Also since host 192.168.1.167 has node.master set to false there is no reason to specify it in discovery.zen.ping.unicast.hosts. If you only have two nodes, I strongly suggest to set node.master to true on both nodes.
No, with two nodes, 1 is sufficient, because if one node was to go down, the cluster would get red immediately because it'd need two master-eligible nodes to be present in order to make an election.
However, also note that with two master-eligible nodes, you run the risk of having a split brain situation. For instance if the network gets partitioned, each master could decide to create their own cluster and that's bad, too.
That's why you need to have at least 3 master-eligible nodes (+ discovery.zen.minimum_master_nodes: 2) in order to be certain that your cluster will stay healthy even if one master goes down.
The cluster being red just indicates that primary shard is offline. Using the default 5 primary shards and 1 replica, each of the two nodes would get 5 shards (10 total). A primary shard and its replica (copy) will never be assigned to the same node. This means if one node is removed, the cluster would be yellow (missing/ unassigned replica) because the node that is still online could have all five primary shards allocated. This seems great, but in the reality of distributed computing - this is bad. Let’s say each of the two nodes are connected to different switches. On switch A and switch B you have clients actively writing data. If the link between the two switches breaks, the two elasticsearch nodes cannot communicate with each other (where the clients writing data could still talk to the local node on the same switch). Since you only require 1 master node for a valid cluster, each node could become an operational cluster (just yellow due to unassigned replicas). Before the network interruption, the cluster was working as intended. Once interrupted, you now have allowed the cluster to split and diverge to two parallel timelines. Each timeline had new data writing and updating the cluster. When the network link is repaired, which timeline should be used as the correct / current state?

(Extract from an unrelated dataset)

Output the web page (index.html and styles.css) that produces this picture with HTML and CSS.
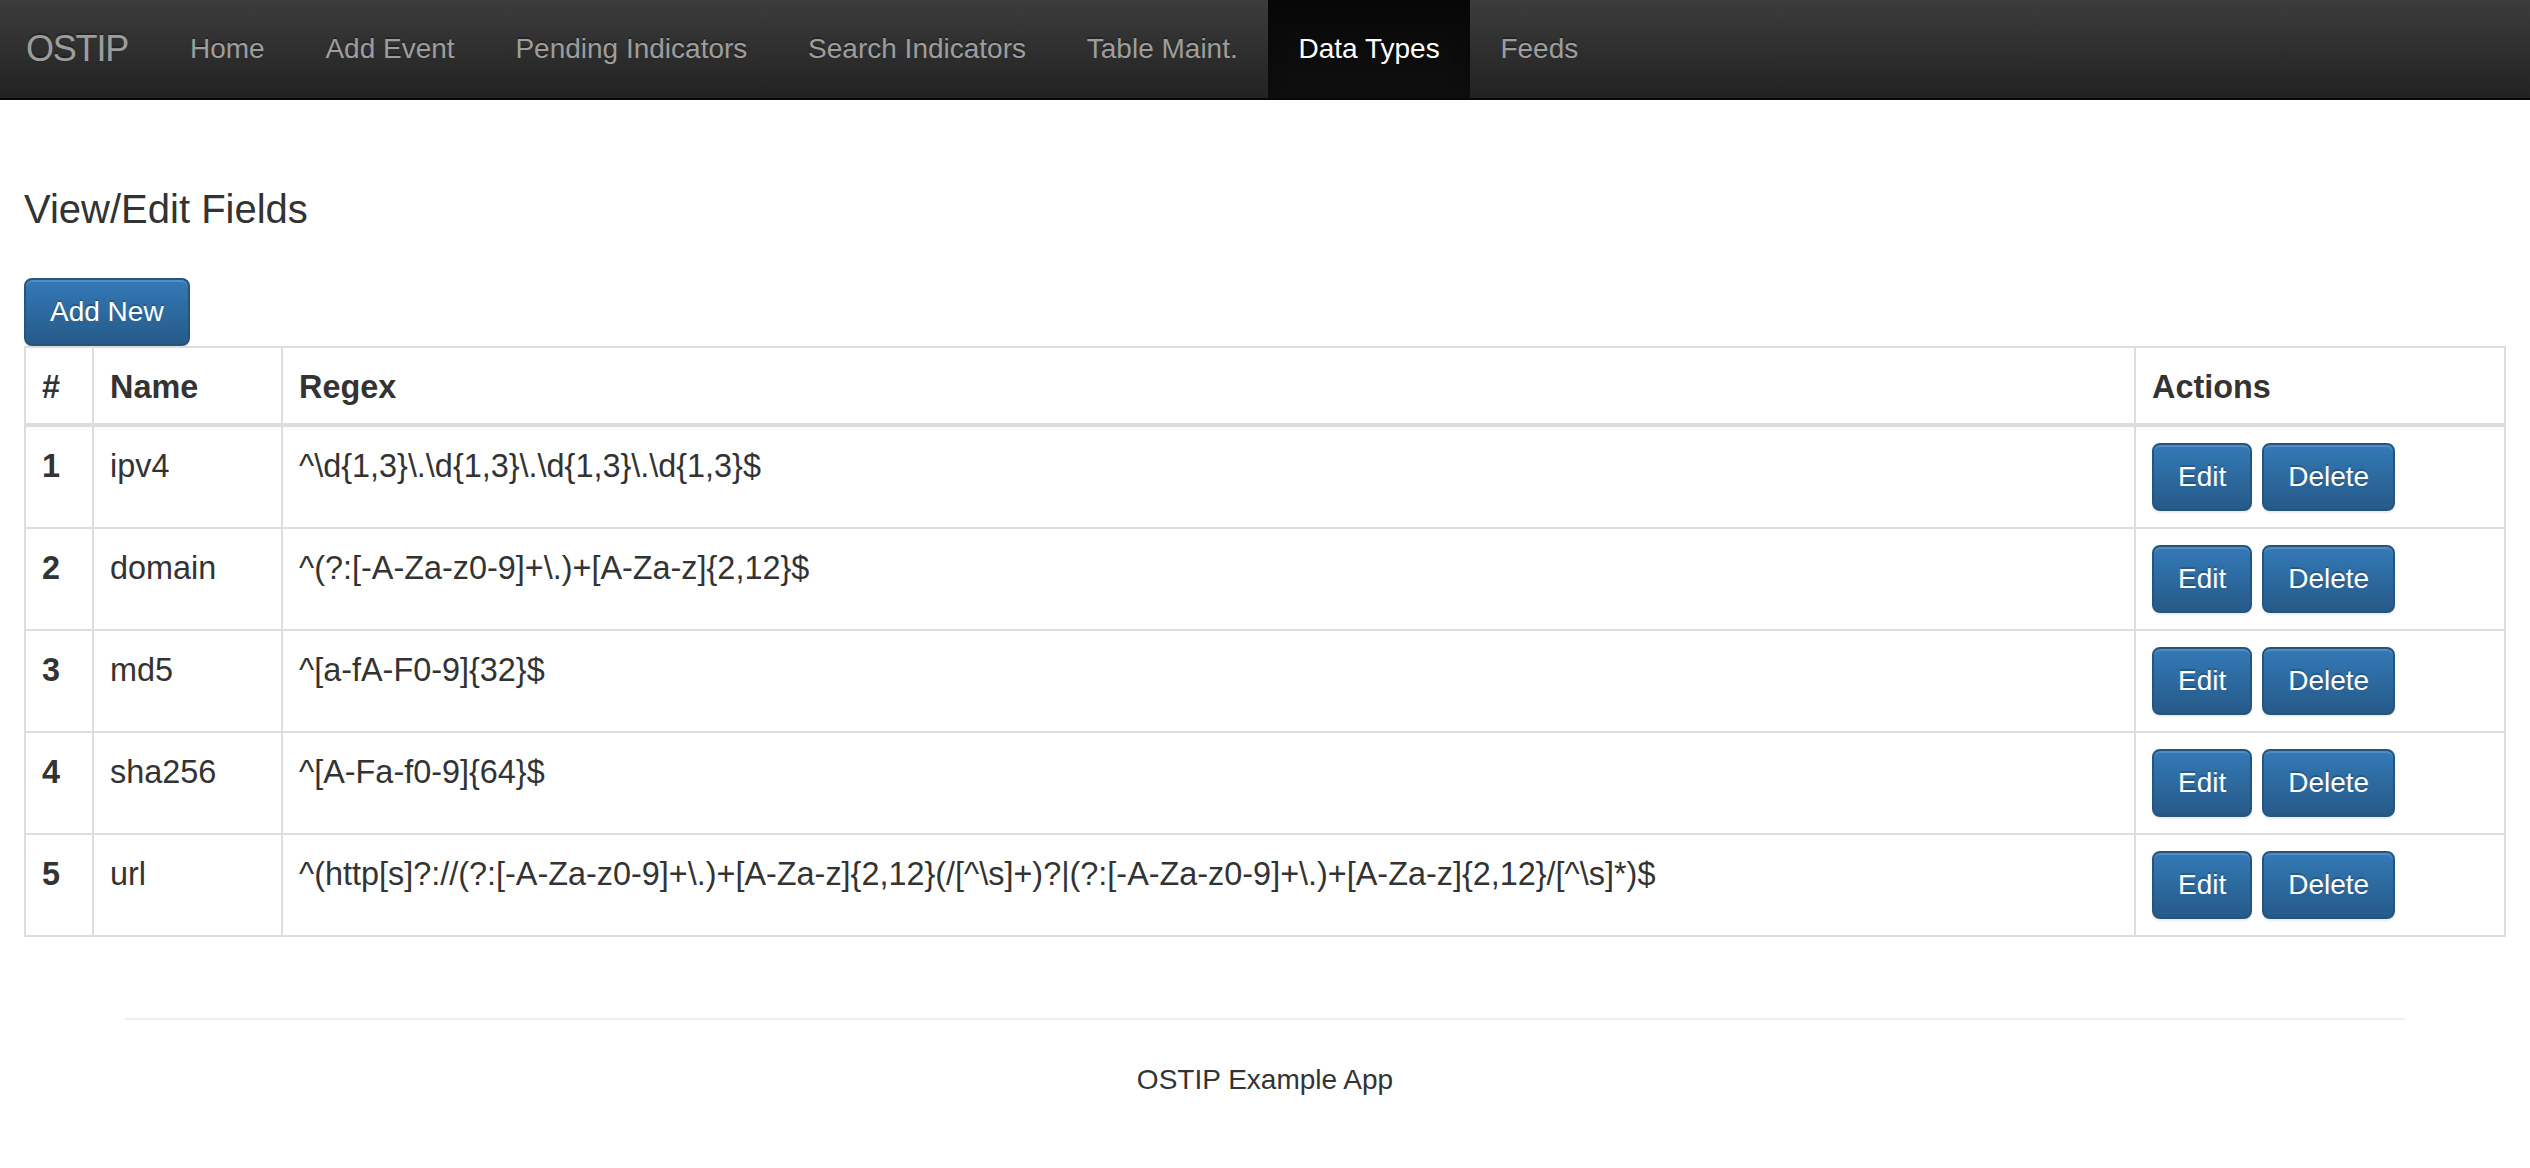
FILE: index.html
```html
<!DOCTYPE html>
<html>
<head>
<meta charset="utf-8">
<title>OSTIP - Data Types</title>
<link rel="stylesheet" href="styles.css">
</head>
<body>
<nav class="navbar">
  <a class="brand" href="#">OSTIP</a>
  <ul class="nav">
    <li><a href="#">Home</a></li>
    <li><a href="#">Add Event</a></li>
    <li><a href="#">Pending Indicators</a></li>
    <li><a href="#">Search Indicators</a></li>
    <li><a href="#">Table Maint.</a></li>
    <li class="active"><a href="#">Data Types</a></li>
    <li><a href="#">Feeds</a></li>
  </ul>
</nav>
<main class="main">
  <h3 class="title">View/Edit Fields</h3>
  <button class="btn btn-add">Add New</button>
  <table class="grid">
    <colgroup>
      <col class="c-num">
      <col class="c-name">
      <col>
      <col class="c-act">
    </colgroup>
    <thead>
      <tr><th>#</th><th>Name</th><th>Regex</th><th>Actions</th></tr>
    </thead>
    <tbody>
      <tr><td class="num">1</td><td>ipv4</td><td>^\d{1,3}\.\d{1,3}\.\d{1,3}\.\d{1,3}$</td><td class="acts"><div class="btns"><button class="btn">Edit</button><button class="btn">Delete</button></div></td></tr>
      <tr><td class="num">2</td><td>domain</td><td>^(?:[-A-Za-z0-9]+\.)+[A-Za-z]{2,12}$</td><td class="acts"><div class="btns"><button class="btn">Edit</button><button class="btn">Delete</button></div></td></tr>
      <tr><td class="num">3</td><td>md5</td><td>^[a-fA-F0-9]{32}$</td><td class="acts"><div class="btns"><button class="btn">Edit</button><button class="btn">Delete</button></div></td></tr>
      <tr><td class="num">4</td><td>sha256</td><td>^[A-Fa-f0-9]{64}$</td><td class="acts"><div class="btns"><button class="btn">Edit</button><button class="btn">Delete</button></div></td></tr>
      <tr><td class="num">5</td><td>url</td><td>^(http[s]?://(?:[-A-Za-z0-9]+\.)+[A-Za-z]{2,12}(/[^\s]+)?|(?:[-A-Za-z0-9]+\.)+[A-Za-z]{2,12}/[^\s]*)$</td><td class="acts"><div class="btns"><button class="btn">Edit</button><button class="btn">Delete</button></div></td></tr>
    </tbody>
  </table>
</main>
<footer class="footer">
  <div class="footer-inner">
    <p>OSTIP Example App</p>
  </div>
</footer>
</body>
</html>
```

FILE: styles.css
```css
* { box-sizing: border-box; }
html, body { margin: 0; padding: 0; }
body {
  font-family: "Liberation Sans", Arial, Helvetica, sans-serif;
  font-size: 28px;
  line-height: 40px;
  color: #333;
  background: #fff;
}

.navbar {
  display: flex;
  align-items: stretch;
  height: 100px;
  background-image: linear-gradient(to bottom, #3c3c3c 0, #222 100%);
  border-bottom: 2px solid #080808;
}
.brand {
  display: block;
  padding: 29px 31.5px 0 26px;
  font-size: 36px;
  line-height: 40px;
  letter-spacing: -1.2px;
  color: #9d9d9d;
  text-decoration: none;
  text-shadow: 0 -2px 0 rgba(0,0,0,.25);
}
.nav {
  display: flex;
  list-style: none;
  margin: 0;
  padding: 0;
}
.nav li { display: block; }
.nav a {
  display: block;
  height: 98px;
  padding: 29px 30.4px 0;
  line-height: 40px;
  color: #9d9d9d;
  text-decoration: none;
  text-shadow: 0 -2px 0 rgba(0,0,0,.25);
}
.nav li.active a {
  color: #fff;
  background-image: linear-gradient(to bottom, #080808 0, #0f0f0f 100%);
  box-shadow: inset 0 6px 18px rgba(0,0,0,.25);
}

.main {
  padding: 0 24px;
}
.title {
  margin: 86px 0 46px;
  font-size: 40px;
  line-height: 46px;
  font-weight: normal;
  color: #333;
}

.btn {
  display: inline-block;
  margin: 0;
  padding: 12px 24px;
  font-family: inherit;
  font-size: 28px;
  line-height: 40px;
  color: #fff;
  border: 2px solid #245580;
  border-radius: 8px;
  background-color: #265a88;
  background-image: linear-gradient(to bottom, #337ab7 0, #265a88 100%);
  text-shadow: 0 -2px 0 rgba(0,0,0,.2);
  box-shadow: inset 0 2px 0 rgba(255,255,255,.15), 0 2px 2px rgba(0,0,0,.075);
  cursor: pointer;
}
.btn-add { display: block; }

.grid {
  width: 100%;
  table-layout: fixed;
  border-collapse: collapse;
  border: 2px solid #ddd;
  font-size: 32.4px;
}
.c-num { width: 68px; }
.c-name { width: 189px; }
.c-act { width: 370px; }
.grid th, .grid td {
  border: 2px solid #ddd;
  text-align: left;
  vertical-align: top;
  line-height: 40px;
}
.grid th {
  padding: 19px 16px 16px;
  font-weight: bold;
  vertical-align: bottom;
  border-bottom-width: 4px;
}
.grid td {
  padding: 19px 16px 16px;
  white-space: nowrap;
}
.grid td.num { font-weight: bold; }
.grid td.acts { padding: 16px 16px; }
.btns {
  display: flex;
  gap: 10px;
}

.footer {
  margin-top: 81px;
}
.footer-inner {
  width: 2280px;
  margin: 0 auto;
  border-top: 2px solid #eee;
  text-align: center;
}
.footer-inner p {
  margin: 40px 0 40px;
  line-height: 40px;
}
```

@jpcarey you're right according to the formula, but if you set that setting two 2 and one node goes down, no master election can take place and the cluster cannot operate, right?
Which means that operating a two-node cluster with two master-eligible nodes cannot tolerate any single node failure, hence why three master-eligible node is the minimum for a solid production cluster
For the sake of resiliency, I'd even venture further and say that there should be a bootstrap check that requires at least 3 master-eligible nodes (+ discovery.zen.minimum_master_nodes: 2) when starting in production mode.

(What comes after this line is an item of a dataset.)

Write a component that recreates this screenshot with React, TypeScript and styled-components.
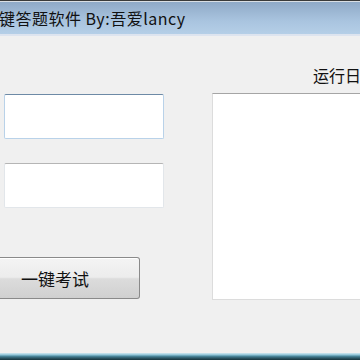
import React from "react";
import styled, { createGlobalStyle } from "styled-components";

const Global = createGlobalStyle`
  html, body { margin: 0; padding: 0; background: #f0f0f0; }
  body { font-family: "Noto Sans CJK SC", "Noto Sans", sans-serif; }
`;

const Window = styled.div`
  width: 360px;
  height: 360px;
  overflow: hidden;
  background: #f0f0f0;
  display: flex;
  flex-direction: column;
`;

const TitleBar = styled.div`
  height: 33px;
  border-top: 1px solid #3a3a3a;
  box-shadow: inset 0 1px 0 #d9dee4;
  border-bottom: 2px solid #dde4ef;
  background: linear-gradient(#8ea8c6, #a9c4df 60%, #b5cfe7);
  display: flex;
  align-items: center;
  flex-shrink: 0;
`;

const Title = styled.span`
  font-size: 16px;
  letter-spacing: 0.5px;
  color: #111;
  white-space: nowrap;
  margin-left: -1px;
  line-height: 1;
`;

const Body = styled.div`
  flex: 1;
  display: flex;
`;

const LeftCol = styled.div`
  width: 212px;
  flex-shrink: 0;
  display: flex;
  flex-direction: column;
  padding-top: 58px;
`;

const TextBox = styled.div<{ $focused?: boolean }>`
  margin-left: 4px;
  width: 158px;
  height: 43px;
  margin-bottom: 24px;
  background: #fff;
  border: 1px solid ${(p) => (p.$focused ? "#b9d2e9" : "#e2e6ea")};
  border-top-color: ${(p) => (p.$focused ? "#6d8aa6" : "#b5b5b5")};
  border-radius: 2px;
`;

const Button = styled.button`
  margin-top: 25px;
  width: 140px;
  height: 42px;
  padding: 0 0 0 21px;
  display: flex;
  align-items: center;
  font-family: "Noto Sans CJK SC", sans-serif;
  font-size: 17px;
  color: #111;
  border: 1px solid #8a8a8a;
  border-left: none;
  border-radius: 0 3px 3px 0;
  background: linear-gradient(#f4f4f4 0%, #ececec 48%, #dcdcdc 52%, #d0d0d0 100%);
  box-shadow: inset 0 1px 0 #fff;
`;

const RightCol = styled.div`
  flex: 1;
  display: flex;
  flex-direction: column;
`;

const Label = styled.div`
  margin-top: 28px;
  padding-left: 101px;
  height: 22px;
  font-size: 16px;
  line-height: 22px;
  color: #111;
  white-space: nowrap;
`;

const LogBox = styled.div`
  margin-top: 7px;
  width: 160px;
  height: 205px;
  background: #fff;
  border: 1px solid #dcdcdc;
  border-top-color: #a5a5a5;
`;

const Frame = styled.div`
  height: 7px;
  flex-shrink: 0;
  background: linear-gradient(#d6eaf1 0px, #a9d3e2 1px, #8fc3d6 2px, #4f8ea3 3px, #2c5968 5px, #16323b 7px);
`;

export default function App() {
  return (
    <>
      <Global />
      <Window>
        <TitleBar>
          <Title>键答题软件 By:吾爱lancy</Title>
        </TitleBar>
        <Body>
          <LeftCol>
            <TextBox $focused />
            <TextBox />
            <Button>一键考试</Button>
          </LeftCol>
          <RightCol>
            <Label>运行日志</Label>
            <LogBox />
          </RightCol>
        </Body>
        <Frame />
      </Window>
    </>
  );
}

With 2 nodes you can not have a fully highly available setup. If one of the nodes is missing or partitioned off, both nodes need to stop accepting writes in order to avoid data loss. This mens that the formula need to be followed. You will however be able to serve reads based on the local data.
In the case you only have 2 nodes, it may actually seem be better to have only one of the nodes configured as master eligible as at least this node can continue operating fully if the other node fails, but this can make recovery more difficult if the master eligible node is the one that fails.
If you want a highly available writes and a more resilient system, you need a minimum of 3 master eligible nodes, which is what we always recommend for production.